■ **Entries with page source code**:
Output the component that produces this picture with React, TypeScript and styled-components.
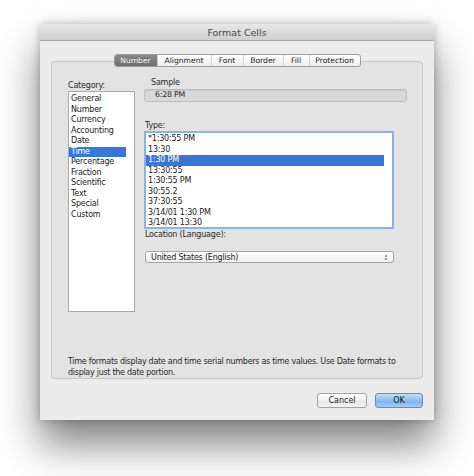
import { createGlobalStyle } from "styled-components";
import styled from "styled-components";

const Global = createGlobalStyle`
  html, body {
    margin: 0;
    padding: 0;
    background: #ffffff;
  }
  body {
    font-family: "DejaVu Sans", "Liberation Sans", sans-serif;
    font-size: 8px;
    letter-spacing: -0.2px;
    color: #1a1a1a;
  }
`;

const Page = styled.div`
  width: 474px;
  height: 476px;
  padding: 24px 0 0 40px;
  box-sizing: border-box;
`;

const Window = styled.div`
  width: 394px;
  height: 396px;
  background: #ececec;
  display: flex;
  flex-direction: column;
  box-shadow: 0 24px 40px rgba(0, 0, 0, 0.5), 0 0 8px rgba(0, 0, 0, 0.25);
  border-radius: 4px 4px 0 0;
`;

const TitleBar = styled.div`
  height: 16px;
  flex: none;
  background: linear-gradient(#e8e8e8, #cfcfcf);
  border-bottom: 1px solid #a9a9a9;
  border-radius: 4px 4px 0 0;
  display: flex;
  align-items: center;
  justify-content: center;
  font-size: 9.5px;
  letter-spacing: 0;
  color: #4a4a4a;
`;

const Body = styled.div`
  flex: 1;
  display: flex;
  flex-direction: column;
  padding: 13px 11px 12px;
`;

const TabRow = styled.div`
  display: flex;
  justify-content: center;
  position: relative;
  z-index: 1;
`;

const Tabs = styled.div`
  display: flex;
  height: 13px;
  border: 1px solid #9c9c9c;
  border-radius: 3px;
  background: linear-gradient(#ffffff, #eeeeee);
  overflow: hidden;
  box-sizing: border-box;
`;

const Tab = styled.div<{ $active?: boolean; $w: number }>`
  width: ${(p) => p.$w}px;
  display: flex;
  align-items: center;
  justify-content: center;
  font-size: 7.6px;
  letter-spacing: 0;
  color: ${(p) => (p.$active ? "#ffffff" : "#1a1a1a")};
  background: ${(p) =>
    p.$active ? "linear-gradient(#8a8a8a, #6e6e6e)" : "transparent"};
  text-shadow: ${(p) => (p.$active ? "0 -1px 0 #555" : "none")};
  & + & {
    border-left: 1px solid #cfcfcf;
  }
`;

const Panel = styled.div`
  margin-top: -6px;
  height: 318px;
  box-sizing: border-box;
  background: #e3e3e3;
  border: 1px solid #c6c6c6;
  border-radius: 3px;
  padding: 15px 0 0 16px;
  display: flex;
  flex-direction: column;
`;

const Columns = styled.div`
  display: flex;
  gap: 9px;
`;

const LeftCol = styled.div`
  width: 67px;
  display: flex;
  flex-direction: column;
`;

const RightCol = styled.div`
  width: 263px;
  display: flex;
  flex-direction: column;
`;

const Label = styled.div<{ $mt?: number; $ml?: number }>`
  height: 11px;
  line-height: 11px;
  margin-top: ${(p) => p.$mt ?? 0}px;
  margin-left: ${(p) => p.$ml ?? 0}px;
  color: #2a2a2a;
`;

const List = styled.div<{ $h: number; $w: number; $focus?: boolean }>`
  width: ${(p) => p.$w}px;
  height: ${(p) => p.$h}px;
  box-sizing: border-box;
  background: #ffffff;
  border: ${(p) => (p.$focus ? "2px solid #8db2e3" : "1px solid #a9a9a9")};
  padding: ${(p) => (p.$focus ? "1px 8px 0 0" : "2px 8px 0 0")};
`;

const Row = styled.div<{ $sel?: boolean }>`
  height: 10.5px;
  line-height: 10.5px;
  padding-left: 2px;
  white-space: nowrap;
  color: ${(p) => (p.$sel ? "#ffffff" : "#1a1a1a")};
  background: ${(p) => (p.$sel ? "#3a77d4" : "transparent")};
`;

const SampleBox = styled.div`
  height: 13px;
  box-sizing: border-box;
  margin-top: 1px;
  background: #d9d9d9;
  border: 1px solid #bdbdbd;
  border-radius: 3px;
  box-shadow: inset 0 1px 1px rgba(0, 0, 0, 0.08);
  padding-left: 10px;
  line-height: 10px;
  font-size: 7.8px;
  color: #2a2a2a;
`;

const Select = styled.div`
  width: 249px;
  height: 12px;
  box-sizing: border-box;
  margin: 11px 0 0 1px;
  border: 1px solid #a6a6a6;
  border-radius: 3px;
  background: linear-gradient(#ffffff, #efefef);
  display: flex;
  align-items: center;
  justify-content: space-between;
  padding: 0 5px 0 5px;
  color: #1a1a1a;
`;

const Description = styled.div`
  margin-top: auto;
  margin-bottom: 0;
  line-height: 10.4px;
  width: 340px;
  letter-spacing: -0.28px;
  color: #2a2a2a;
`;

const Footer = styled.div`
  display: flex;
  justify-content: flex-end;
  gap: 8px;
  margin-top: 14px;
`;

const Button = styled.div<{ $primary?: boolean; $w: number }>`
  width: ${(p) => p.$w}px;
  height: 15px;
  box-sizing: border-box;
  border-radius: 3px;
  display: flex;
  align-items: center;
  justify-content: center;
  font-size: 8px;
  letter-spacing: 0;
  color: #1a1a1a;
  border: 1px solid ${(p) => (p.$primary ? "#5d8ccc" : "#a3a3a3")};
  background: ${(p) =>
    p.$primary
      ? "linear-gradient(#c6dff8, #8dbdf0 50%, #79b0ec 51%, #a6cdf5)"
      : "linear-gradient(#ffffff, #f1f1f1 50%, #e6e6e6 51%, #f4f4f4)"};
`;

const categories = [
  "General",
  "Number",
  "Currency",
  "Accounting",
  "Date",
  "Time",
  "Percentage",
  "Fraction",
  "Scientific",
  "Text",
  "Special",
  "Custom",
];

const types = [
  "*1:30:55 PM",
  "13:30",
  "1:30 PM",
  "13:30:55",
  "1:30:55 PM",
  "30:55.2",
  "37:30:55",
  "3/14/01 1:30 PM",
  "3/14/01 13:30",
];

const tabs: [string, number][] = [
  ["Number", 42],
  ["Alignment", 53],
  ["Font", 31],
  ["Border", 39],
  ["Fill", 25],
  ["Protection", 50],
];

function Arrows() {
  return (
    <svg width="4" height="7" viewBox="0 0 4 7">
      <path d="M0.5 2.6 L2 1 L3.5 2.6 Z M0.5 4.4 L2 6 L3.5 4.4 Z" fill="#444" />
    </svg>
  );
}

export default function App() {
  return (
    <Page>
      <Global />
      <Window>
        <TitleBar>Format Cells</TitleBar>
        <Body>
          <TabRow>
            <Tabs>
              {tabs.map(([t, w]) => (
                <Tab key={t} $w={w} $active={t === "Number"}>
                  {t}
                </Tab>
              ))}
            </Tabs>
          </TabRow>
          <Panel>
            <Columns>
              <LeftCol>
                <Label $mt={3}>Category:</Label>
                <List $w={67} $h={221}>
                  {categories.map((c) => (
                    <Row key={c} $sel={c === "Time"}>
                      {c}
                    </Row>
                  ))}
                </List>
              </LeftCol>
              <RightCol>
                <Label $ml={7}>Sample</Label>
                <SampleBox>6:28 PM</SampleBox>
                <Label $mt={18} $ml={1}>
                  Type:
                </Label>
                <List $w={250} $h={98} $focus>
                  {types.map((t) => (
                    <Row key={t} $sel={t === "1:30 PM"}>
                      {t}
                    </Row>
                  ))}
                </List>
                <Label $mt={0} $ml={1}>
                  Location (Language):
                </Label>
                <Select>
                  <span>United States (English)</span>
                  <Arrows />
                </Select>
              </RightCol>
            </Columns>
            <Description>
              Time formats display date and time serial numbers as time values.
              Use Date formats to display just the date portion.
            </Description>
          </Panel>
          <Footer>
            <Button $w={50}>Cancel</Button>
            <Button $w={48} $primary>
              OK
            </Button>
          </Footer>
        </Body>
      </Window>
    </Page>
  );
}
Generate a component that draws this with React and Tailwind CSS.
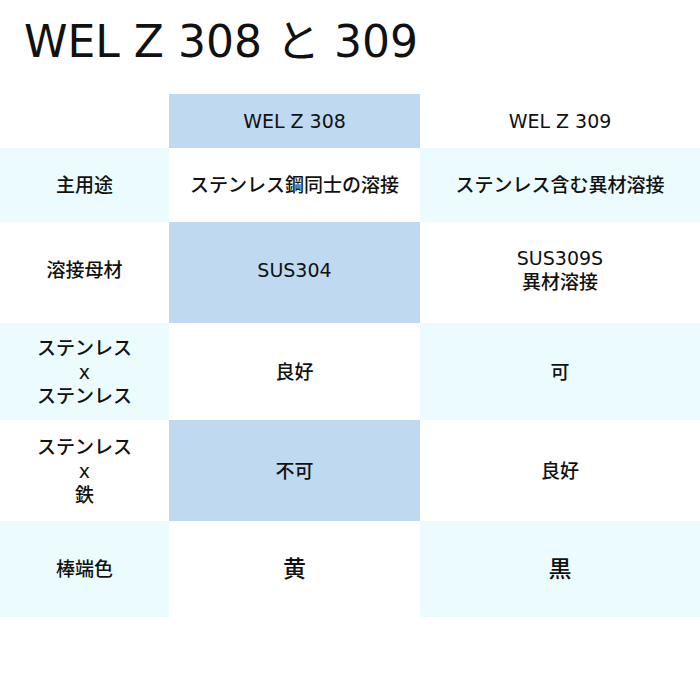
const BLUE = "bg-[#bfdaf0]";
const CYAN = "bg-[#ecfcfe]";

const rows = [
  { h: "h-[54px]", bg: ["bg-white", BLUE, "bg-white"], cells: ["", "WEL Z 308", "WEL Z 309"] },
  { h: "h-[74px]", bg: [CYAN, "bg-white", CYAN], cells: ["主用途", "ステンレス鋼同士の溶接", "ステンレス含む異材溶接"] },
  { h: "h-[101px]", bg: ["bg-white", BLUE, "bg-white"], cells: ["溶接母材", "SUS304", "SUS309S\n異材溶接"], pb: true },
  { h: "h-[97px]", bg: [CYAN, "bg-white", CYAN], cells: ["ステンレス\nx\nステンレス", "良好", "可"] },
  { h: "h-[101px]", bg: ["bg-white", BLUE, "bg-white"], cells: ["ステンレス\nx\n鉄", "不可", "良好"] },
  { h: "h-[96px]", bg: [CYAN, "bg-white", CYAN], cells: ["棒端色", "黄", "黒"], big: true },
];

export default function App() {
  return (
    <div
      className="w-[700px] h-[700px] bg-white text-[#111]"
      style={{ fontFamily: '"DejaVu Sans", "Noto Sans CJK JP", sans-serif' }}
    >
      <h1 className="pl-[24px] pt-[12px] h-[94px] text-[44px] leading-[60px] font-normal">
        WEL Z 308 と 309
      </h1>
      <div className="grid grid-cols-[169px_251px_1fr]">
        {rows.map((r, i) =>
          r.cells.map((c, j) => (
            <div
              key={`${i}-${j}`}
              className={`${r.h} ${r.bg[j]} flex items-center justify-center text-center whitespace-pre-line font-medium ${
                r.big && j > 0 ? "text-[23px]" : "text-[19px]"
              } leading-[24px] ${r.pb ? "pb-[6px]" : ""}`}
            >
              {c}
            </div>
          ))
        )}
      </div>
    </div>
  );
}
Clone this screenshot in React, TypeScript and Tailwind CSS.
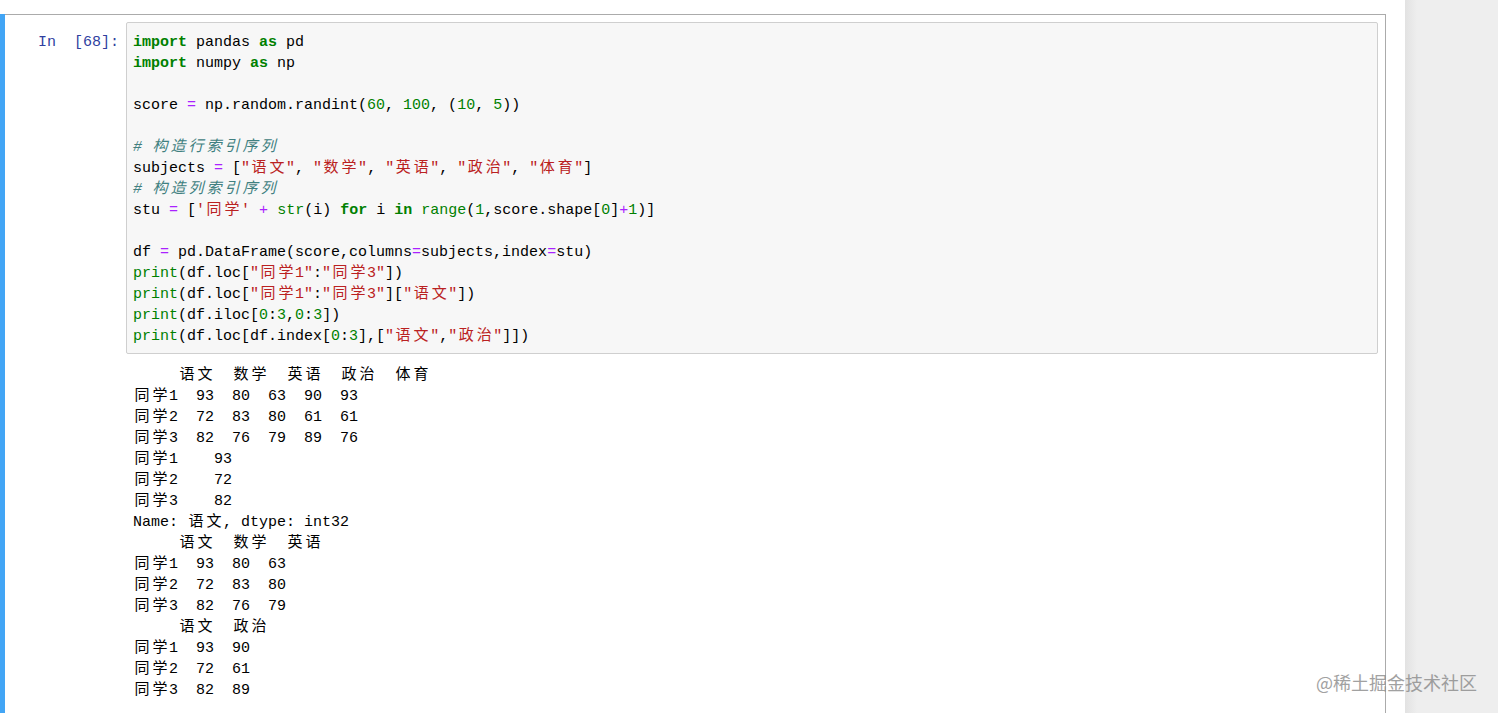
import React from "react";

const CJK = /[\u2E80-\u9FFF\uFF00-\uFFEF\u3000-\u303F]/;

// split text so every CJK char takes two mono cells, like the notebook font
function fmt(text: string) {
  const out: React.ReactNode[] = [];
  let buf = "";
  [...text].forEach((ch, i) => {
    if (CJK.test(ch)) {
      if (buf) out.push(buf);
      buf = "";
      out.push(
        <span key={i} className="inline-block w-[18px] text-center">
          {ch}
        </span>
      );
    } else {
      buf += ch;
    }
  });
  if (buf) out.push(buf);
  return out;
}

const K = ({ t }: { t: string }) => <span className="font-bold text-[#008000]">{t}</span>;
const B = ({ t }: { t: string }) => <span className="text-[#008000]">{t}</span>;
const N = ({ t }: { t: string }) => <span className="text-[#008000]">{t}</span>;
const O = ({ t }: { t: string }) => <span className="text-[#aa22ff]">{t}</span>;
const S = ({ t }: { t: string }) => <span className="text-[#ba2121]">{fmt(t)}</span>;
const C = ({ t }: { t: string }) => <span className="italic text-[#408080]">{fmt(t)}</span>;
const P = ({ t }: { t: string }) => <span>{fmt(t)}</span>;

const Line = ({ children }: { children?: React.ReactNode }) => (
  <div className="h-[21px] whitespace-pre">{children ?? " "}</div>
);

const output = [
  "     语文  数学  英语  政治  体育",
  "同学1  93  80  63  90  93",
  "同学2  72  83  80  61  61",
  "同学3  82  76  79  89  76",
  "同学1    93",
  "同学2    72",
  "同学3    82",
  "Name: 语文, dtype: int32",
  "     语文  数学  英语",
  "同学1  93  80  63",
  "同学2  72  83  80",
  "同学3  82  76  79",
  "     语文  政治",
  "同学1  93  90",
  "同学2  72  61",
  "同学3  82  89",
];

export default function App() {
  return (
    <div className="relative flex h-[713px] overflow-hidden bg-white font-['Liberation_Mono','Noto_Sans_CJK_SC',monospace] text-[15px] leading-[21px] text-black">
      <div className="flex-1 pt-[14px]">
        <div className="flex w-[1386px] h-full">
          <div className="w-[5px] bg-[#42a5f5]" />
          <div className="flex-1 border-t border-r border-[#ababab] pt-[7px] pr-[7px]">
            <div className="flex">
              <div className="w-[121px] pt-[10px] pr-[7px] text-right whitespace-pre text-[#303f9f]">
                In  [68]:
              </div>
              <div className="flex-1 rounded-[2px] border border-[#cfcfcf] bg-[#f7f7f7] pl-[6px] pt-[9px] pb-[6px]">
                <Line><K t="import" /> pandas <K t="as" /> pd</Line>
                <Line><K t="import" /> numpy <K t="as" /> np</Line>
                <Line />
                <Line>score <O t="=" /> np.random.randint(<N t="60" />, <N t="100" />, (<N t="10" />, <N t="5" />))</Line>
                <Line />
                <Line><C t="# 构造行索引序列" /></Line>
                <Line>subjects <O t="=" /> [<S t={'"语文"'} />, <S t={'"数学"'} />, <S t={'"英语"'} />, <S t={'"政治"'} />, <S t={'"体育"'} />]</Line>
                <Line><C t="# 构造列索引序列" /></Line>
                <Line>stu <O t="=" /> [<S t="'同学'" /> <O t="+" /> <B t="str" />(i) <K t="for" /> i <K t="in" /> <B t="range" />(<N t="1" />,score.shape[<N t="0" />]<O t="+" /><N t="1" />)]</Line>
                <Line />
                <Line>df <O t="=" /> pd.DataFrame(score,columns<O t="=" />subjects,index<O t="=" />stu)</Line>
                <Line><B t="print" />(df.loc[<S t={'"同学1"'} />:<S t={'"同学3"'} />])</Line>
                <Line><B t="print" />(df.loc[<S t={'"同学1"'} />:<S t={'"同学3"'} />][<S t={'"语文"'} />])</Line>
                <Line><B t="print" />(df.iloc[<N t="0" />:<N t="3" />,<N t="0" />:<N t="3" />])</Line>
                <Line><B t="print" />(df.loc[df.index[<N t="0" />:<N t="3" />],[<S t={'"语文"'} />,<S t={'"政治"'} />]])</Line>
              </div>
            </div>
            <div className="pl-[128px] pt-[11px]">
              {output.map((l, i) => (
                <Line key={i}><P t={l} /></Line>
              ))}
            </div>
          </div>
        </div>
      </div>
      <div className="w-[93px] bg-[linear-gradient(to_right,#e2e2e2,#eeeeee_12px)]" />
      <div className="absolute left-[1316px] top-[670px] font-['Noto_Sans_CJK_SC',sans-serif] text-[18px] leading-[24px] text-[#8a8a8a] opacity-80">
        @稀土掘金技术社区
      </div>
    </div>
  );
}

■ **SHORT TASK**: Begin at the top of the material above and output each line exactly, stopping after the line that holds "import styled from". Leave out pictures.

■ **THE ANSWER**:
Output the component that produces this picture with React, TypeScript and styled-components.
import { createGlobalStyle } from "styled-components";
import styled from "styled-components";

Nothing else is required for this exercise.